The San Antonio City Council approved an agreement with the San Antonio Spurs organization Thursday to contribute up to $17 million in tax rebates for a proposed new development and practice facility on the far Northwest Side.
The Chapter 380 Economic Development Grant Agreement with Spurs, Sports & Entertainment (SS&E) includes a 20-year, 60% tax rebate and a five-year recapture period to support construction of a total $510 million Human Performance Research Center (HPRC) and other public and commercial spaces.
The development is being led by SS&E, in partnership with the Dallas-based real estate services firm Lincoln Property Company, and will feature half-a-million square feet of restaurant, retail, and commercial space, including the state-of-the-art Spurs Performance Center, a research institute, outdoor plaza, and retail and medical office space.
It has been billed as an assembly of thought leaders and local institutions for a “next-generation” training environment that will benefit both professional athletes and the community.
“This is an incredibly important project, I believe, for our city and our county and our community,” said Spurs CEO R.C. Buford. “We believe that what we can develop in design and research, and in the aggregate by the people we can bring together through this campus, will have the impact on human humans and humanity.”
Under the terms of the city’s agreement, SS&E is required to invest at least $246 million in the project and create 15 new, full-time jobs with an annual salary of at least $50,000. The revenue city officials estimate from the project’s property and sales taxes and job creation over 25 years is $39 million.
In August, Bexar County commissioners approved a $15 million contribution toward the project and accepted the donation of a 22-acre public park space next to the HPRC. At the time, Bobby Perez, executive vice president and general counsel of SS&E, said the development team plans to start construction this fall.
The project is to be developed at La Cantera, a 1,200-acre former rock quarry located at Loop 1604 and Interstate 10 owned and developed by USAA Real Estate. The large piece of undeveloped property is considered a “catalytic project site” in the UTSA Regional Center Plan, adopted by the council in Oct. 2019.
“This is unlike anything that we’ve done before, in that we have introduced and been able to negotiate development standards within an incentive agreement,” said City Manager Erik Walsh.
The developer has committed to enhanced water quality standards and tree preservation ordinances, despite the site being grandfathered and not subject to those codes. The Spurs organization plans to work with the SA Ready to Work program, provide college internships and high school shadow programs, and spend $1.3 million on public art at the site.
The development also will include a public park that the basketball franchise plans to donate to Bexar County and manage by agreement similar to the one the Spurs organization has with the AT&T Center and Toyota Field.

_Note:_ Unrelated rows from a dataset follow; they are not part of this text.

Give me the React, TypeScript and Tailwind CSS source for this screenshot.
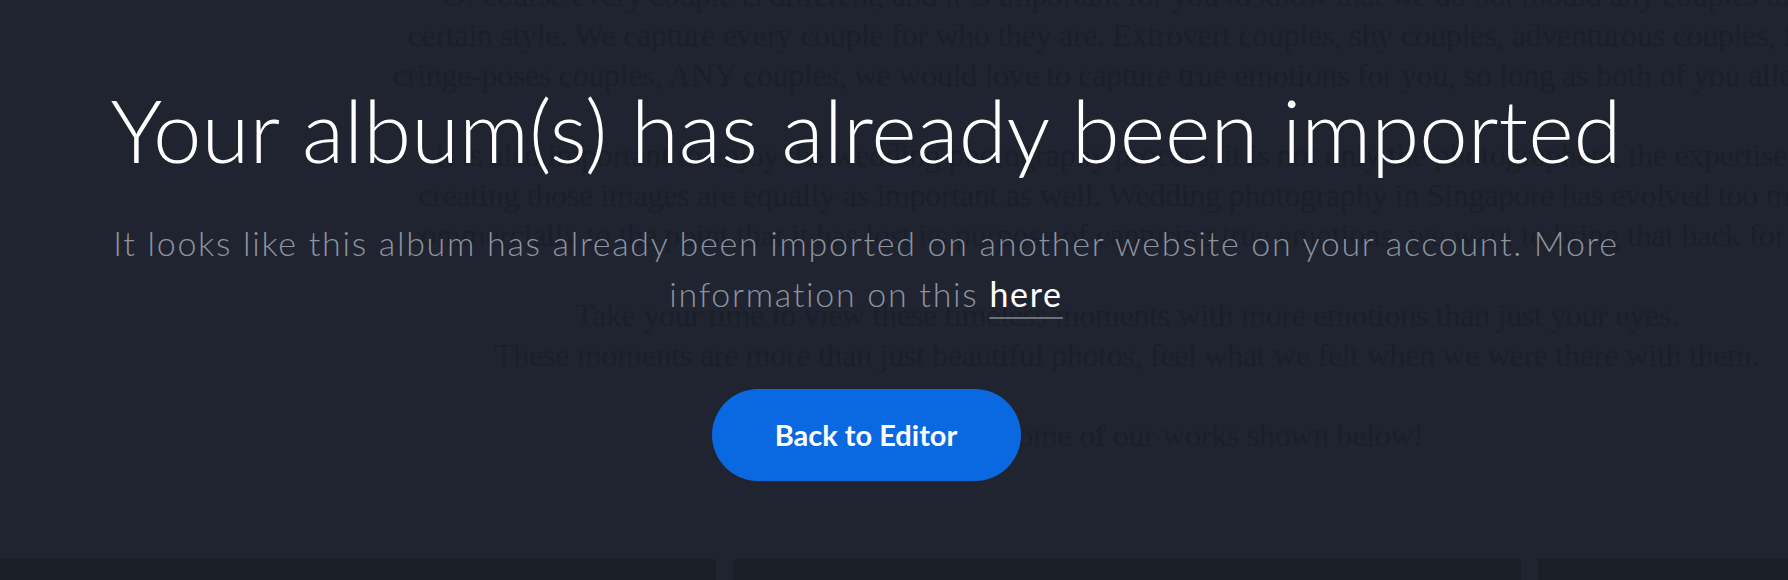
const pageParagraphs = [
  [
    "Of course every couple is different, and it is important for you to know that we do not mould any couples to a",
    "certain style. We capture every couple for who they are. Extrovert couples, shy couples, adventurous couples, fork-",
    "cringe-poses couples, ANY couples, we would love to capture true emotions for you, so long as both of you allow us.",
  ],
  [
    "It is also important to enjoy the wedding photography process, it is not only the photographers, the expertise in",
    "creating those images are equally as important as well. Wedding photography in Singapore has evolved too much",
    "commercially to the point that it has lost its purpose of capturing true emotions, we want to bring that back for you.",
  ],
  [
    "Take your time to view these timeless moments with more emotions than just your eyes.",
    "These moments are more than just beautiful photos, feel what we felt when we were there with them.",
  ],
  ["Do check out some of our works shown below!"],
];

const App = () => {
  return (
    <div className="relative w-full h-[580px] overflow-hidden bg-[#1f2430]">
      {/* site underneath the overlay */}
      <div className="w-[2254px] -mt-[25px] text-center text-[32px] leading-[40px] tracking-[-0.3px] text-[#1b1f28] font-['Liberation_Serif',serif]">
        {pageParagraphs.map((lines, i) => (
          <p key={i} className="mb-[40px] last:mb-0">
            {lines.map((line, j) => (
              <span key={j} className="block whitespace-nowrap">
                {line}
              </span>
            ))}
          </p>
        ))}
        <div className="flex gap-[17px] mt-[104px] h-[60px]">
          <div className="w-[716px] shrink-0 bg-[#1a1e27]" />
          <div className="w-[788px] shrink-0 bg-[#1b1f28]" />
          <div className="w-[716px] shrink-0 bg-[#1a1e27]" />
        </div>
      </div>

      {/* import notice */}
      <div className="absolute inset-0 w-[1732px] flex flex-col items-center pt-[86px] font-['Lato',sans-serif]">
        <h1 className="text-[87px] leading-none font-light text-white whitespace-nowrap">
          Your album(s) has already been imported
        </h1>
        <p className="mt-[44px] text-center text-[34px] leading-[51px] tracking-[1.7px] font-light text-[#8d939e] whitespace-nowrap">
          It looks like this album has already been imported on another website on your account. More
          <br />
          information on this{" "}
          <a className="text-white font-normal underline decoration-2 decoration-[#6b7079] underline-offset-[10px]">here</a>
        </p>
        <button className="mt-[70px] w-[309px] h-[92px] rounded-full bg-[#0a69e0] text-white text-[29px] font-bold">
          Back to Editor
        </button>
      </div>
    </div>
  );
};

export default App;
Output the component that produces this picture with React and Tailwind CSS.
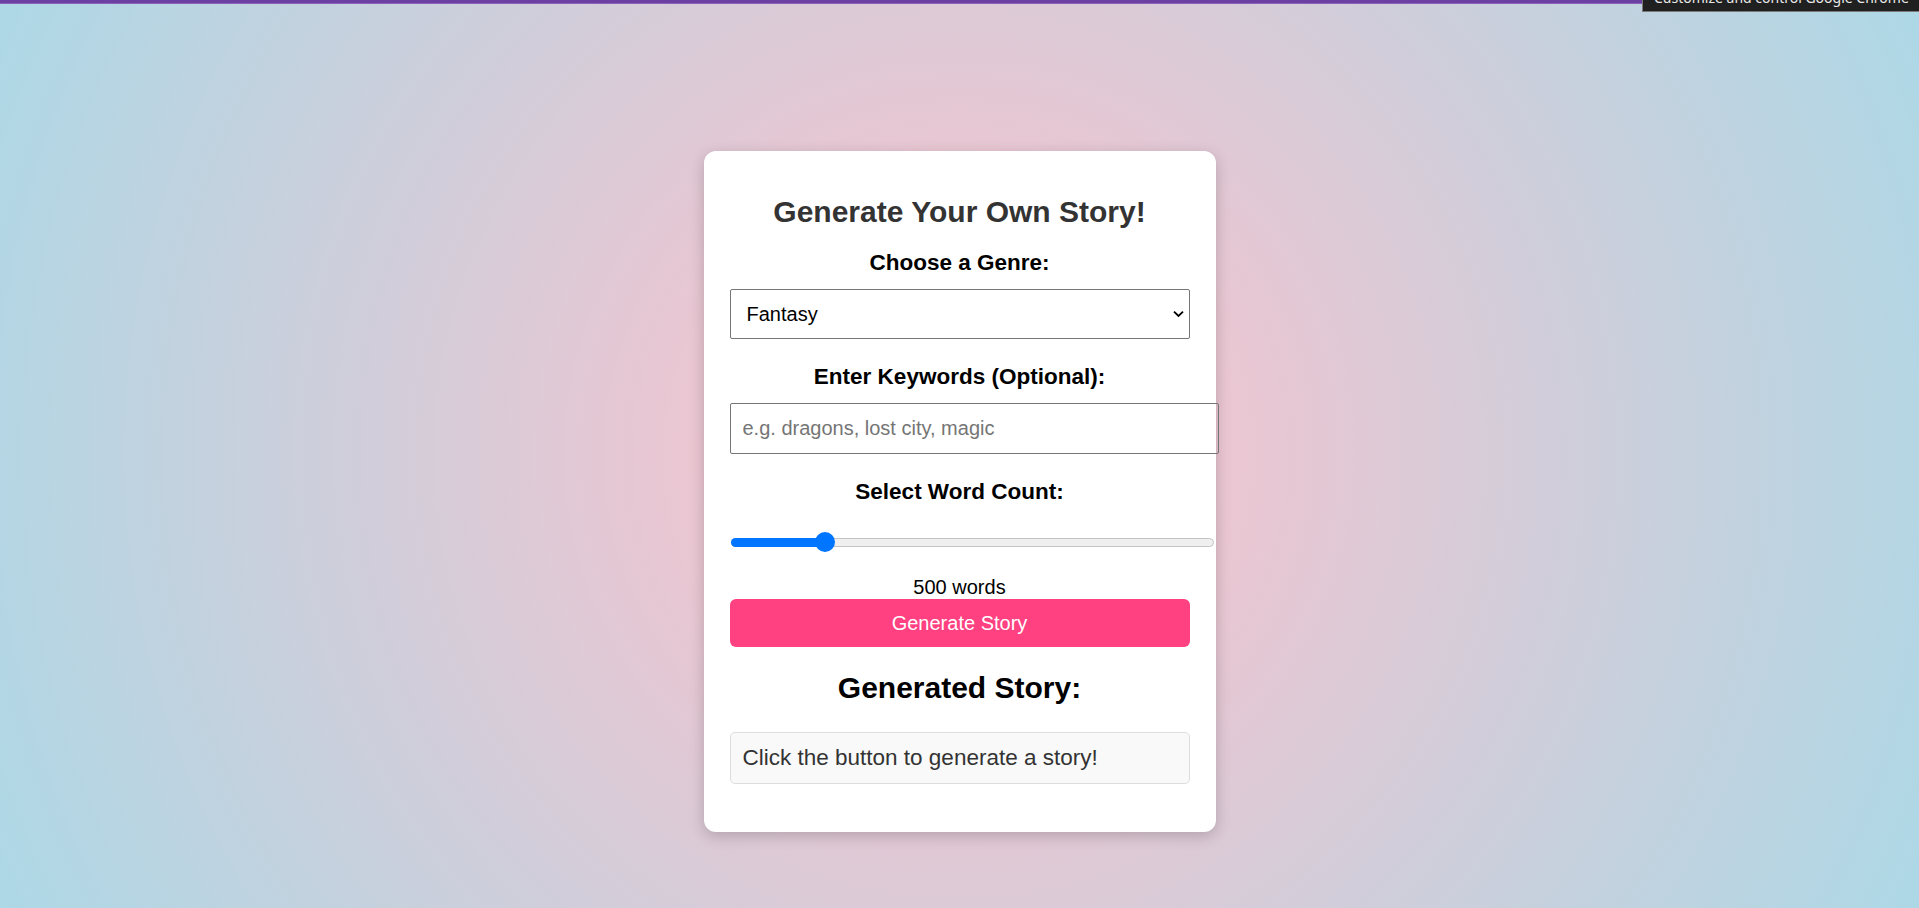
import React, { useState } from "react";

const genres = ["Fantasy", "Science Fiction", "Mystery", "Romance", "Horror", "Adventure"];

const App = () => {
    const [genre, setGenre] = useState("Fantasy");
    const [keywords, setKeywords] = useState("");
    const [wordCount, setWordCount] = useState(500);
    const [story, setStory] = useState("");

    const min = 100;
    const max = 2300;
    const ratio = (wordCount - min) / (max - min);

    // Build a small placeholder story from the inputs
    const generateStory = () => {
        const words = keywords.trim() ? ` featuring ${keywords.trim()}` : "";
        setStory(`A ${genre.toLowerCase()} tale of about ${wordCount} words${words} is on its way...`);
    };

    return (
        <div className="relative h-screen w-full overflow-hidden bg-[radial-gradient(circle,#ffc0cb,#add8e6)] font-['Liberation_Sans',Arial,sans-serif]">
            {/* Top bar */}
            <div className="h-[3px] bg-[#6c3fa3]" />
            <div className="h-px bg-[#8b62b8]" />

            {/* Browser tooltip */}
            <div className="absolute right-0 top-0 h-[12px] w-[277px] overflow-hidden border-b border-l border-[#7a7a7a] bg-[#202020] pl-[11px]">
                <div className="-mt-[9px] whitespace-nowrap font-['Noto_Sans',sans-serif] text-[14px] leading-[14px] text-[#e8e8e8]">
                    Customize and control Google Chrome
                </div>
            </div>

            <div className="flex justify-center pt-[147px]">
                <div className="w-[512px] rounded-[12px] bg-white px-[26px] pt-[44px] pb-[48px] text-center shadow-[0_4px_15px_rgba(0,0,0,0.2)]">
                    <h1 className="text-[30px] font-bold leading-[34px] text-[#333]">Generate Your Own Story!</h1>

                    <label className="mt-[21px] block text-[22.5px] font-bold leading-[26px] text-black">Choose a Genre:</label>
                    <div className="relative mt-[13px]">
                        <select
                            value={genre}
                            onChange={(e) => setGenre(e.target.value)}
                            className="block h-[50px] w-full appearance-none rounded-[2px] border border-[#767676] bg-white pl-[16px] text-[20px] text-black outline-none"
                        >
                            {genres.map((g) => (
                                <option key={g} value={g}>
                                    {g}
                                </option>
                            ))}
                        </select>
                        <svg className="pointer-events-none absolute right-[6px] top-1/2 -translate-y-1/2" width="11" height="7" viewBox="0 0 11 7" fill="none">
                            <path d="M1 1.2L5.5 5.5L10 1.2" stroke="#000" strokeWidth="1.8" />
                        </svg>
                    </div>

                    <label className="mt-[25px] block text-[22.5px] font-bold leading-[26px] text-black">Enter Keywords (Optional):</label>
                    <input
                        type="text"
                        value={keywords}
                        onChange={(e) => setKeywords(e.target.value)}
                        placeholder="e.g. dragons, lost city, magic"
                        className="mt-[13px] block h-[51px] w-[489px] rounded-[2px] border border-[#767676] px-[12px] text-[20px] text-black outline-none placeholder:text-[#757575]"
                    />

                    <label className="mt-[25px] block text-[22.5px] font-bold leading-[26px] text-black">Select Word Count:</label>
                    <div className="relative mt-[27px] ml-px flex h-[20px] w-[483px] items-center">
                        <div className="relative h-[9px] w-full rounded-full border border-[#c4c4c4] bg-[#efefef]">
                            <div className="absolute -left-px -top-px h-[9px] rounded-full bg-[#0075ff]" style={{ width: `${9.5 + ratio * 464}px` }} />
                        </div>
                        <div className="absolute top-0 h-[20px] w-[20px] rounded-full bg-[#0075ff]" style={{ left: `${ratio * 464}px` }} />
                        <input
                            type="range"
                            min={min}
                            max={max}
                            step={100}
                            value={wordCount}
                            onChange={(e) => setWordCount(Number(e.target.value))}
                            className="absolute inset-0 h-full w-full cursor-pointer opacity-0"
                        />
                    </div>
                    <p className="mt-[24px] text-[20px] leading-[22px] text-black">{wordCount} words</p>

                    <button
                        onClick={generateStory}
                        className="mt-[1px] block h-[48px] w-full rounded-[6px] bg-[#ff4081] text-[20px] text-white"
                    >
                        Generate Story
                    </button>

                    <h2 className="mt-[24px] text-[30px] font-bold leading-[34px] text-black">Generated Story:</h2>
                    <div className="mt-[27px] min-h-[52px] rounded-[5px] border border-[#dddddd] bg-[#f9f9f9] px-[12px] text-left text-[22.5px] leading-[50px] text-[#333]">
                        {story || "Click the button to generate a story!"}
                    </div>
                </div>
            </div>
        </div>
    );
};

export default App;
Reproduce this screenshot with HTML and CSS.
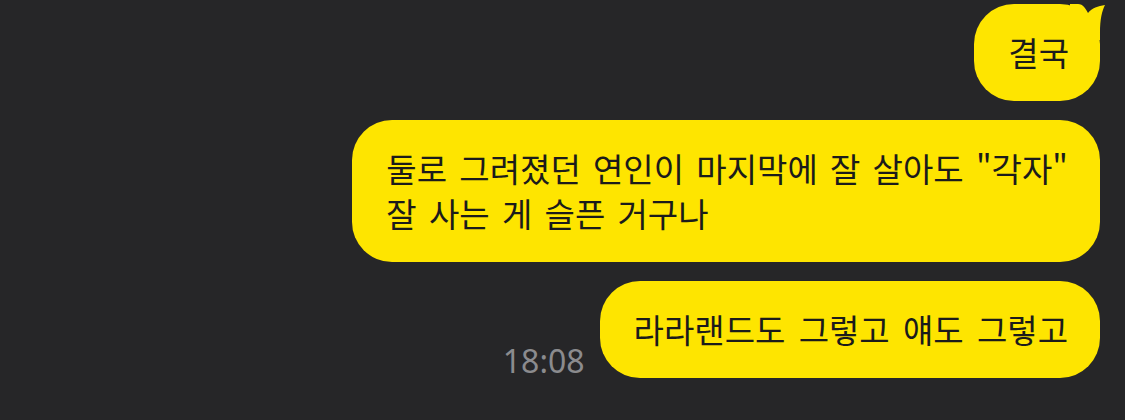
FILE: index.html
```html
<!DOCTYPE html>
<html lang="ko">
<head>
    <meta charset="UTF-8">
    <meta name="viewport" content="width=device-width, initial-scale=1.0">
    <title>채팅</title>
    <link rel="stylesheet" href="styles.css">
</head>
<body>
    <div class="chat">
        <div class="msg-row">
            <div class="bubble bubble-first">
                결국
                <svg class="tail" viewBox="0 0 42 42" width="42" height="42" aria-hidden="true">
                    <path d="M0 1 L8 1 C13 1 16 6 18 10 C22 5 28 3 35 2 C32 8 30 16 30 30 L30 37 L0 37 Z" fill="#fee500"/>
                </svg>
            </div>
        </div>

        <div class="msg-row">
            <div class="bubble bubble-long">둘로 그려졌던 연인이 마지막에 잘 살아도 "각자"<br>잘 사는 게 슬픈 거구나</div>
        </div>

        <div class="msg-row">
            <span class="time">18:08</span>
            <div class="bubble">라라랜드도 그렇고 얘도 그렇고</div>
        </div>
    </div>
</body>
</html>
```

FILE: styles.css
```css
* {
    margin: 0;
    padding: 0;
    box-sizing: border-box;
}

body {
    background: #262628;
    font-family: "Noto Sans CJK KR", "Noto Sans", sans-serif;
    overflow: hidden;
}

.chat {
    display: flex;
    flex-direction: column;
    align-items: flex-end;
    gap: 19px;
    padding: 4px 25px 0 0;
}

.msg-row {
    display: flex;
    align-items: flex-end;
    gap: 15px;
}

.bubble {
    position: relative;
    background: #fee500;
    color: #1b1b1b;
    font-size: 33px;
    line-height: 45px;
    padding: 26px 32px 26px 34px;
    border-radius: 40px;
    word-spacing: 4px;
    word-break: keep-all;
    white-space: nowrap;
}

.bubble-long {
    word-spacing: 3px;
}

.bubble-first {
    padding: 26px 31px 26px 34px;
}

.tail {
    position: absolute;
    top: -1px;
    right: -12px;
}

.time {
    color: #8b8b8e;
    font-family: "Noto Sans", sans-serif;
    font-size: 32px;
    line-height: 1;
    margin-bottom: 1px;
}
```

City staff recommended approving the agreement and most council members spoke in favor of the proposed project and incentive package.
“We have built a longstanding tradition here in San Antonio that is near 50 years, five championships and a sixth ring that we’re pursuing, and what we do is we back the silver and the black,” said District 3 Councilwoman Phyllis Viagran.
District 8 Councilman Manny Pelaez noted the proximity of the development to the South Texas Medical Center and Camp Bullis, both in his district, and that the Spurs already operate a training facility in the area.
He also emphasized that the Spurs are only a part of the overall project which will attract institutions and experts in health and human development. “There are going to be a lot of other companies and players involved here who are going to contribute to the success of this project, and that shouldn’t be discounted either,” Pelaez said.
But District 2 Councilman Jalen McKee-Rodriguez said he could not support the proposal based on environmental and economic concerns.
“On one hand, I very much appreciate all of the efforts that went into ensuring the best deal possible, and on the other hand, I’m pretty opposed to incentivizing economic development over the [Edwards Aquifer] recharge zone,” McKee-Rodriguez said. “I have to state that the Spurs have been an amazing, amazing community partner on the East Side and in the city and I have no doubt that they will continue to be — incentives or not.”
McKee-Rodriguez also said he was “not necessarily impressed” at the promised salary levels which are less than 100% of the area median income ($55,900 for a three-person household).
District 9 Councilman John Courage said he believes that economic development should pay for itself, but he would support the agreement because it funds infrastructure development the City would ordinarily pay for.
“What we’re saying is that this group is going to put in streets and sidewalks and necessary drainage and infrastructure at their expense over the next 25 years and the city is simply going to reimburse them out of the taxes they pay to us,” Courage said.
Calling the agreement a great model in public-private partnerships, District 5 Councilwoman Teri Castillo said she thinks it’s important to ensure that any time such a sizable project is presented to the council, it provides benefits to every district.
The city began talks with the Spurs about a project centered on human performance research a couple of years ago, and not just for professional athletes, said Mayor Ron Nirenberg. The center’s work also will be focused on recovery for soldiers and first responders, he said.
“That kind of work is groundbreaking, it’s catalytic, it’s something that’s needed all across the world and to have San Antonio, which has its own growing premier place in the world in that research, is something that we should continue to lean into.”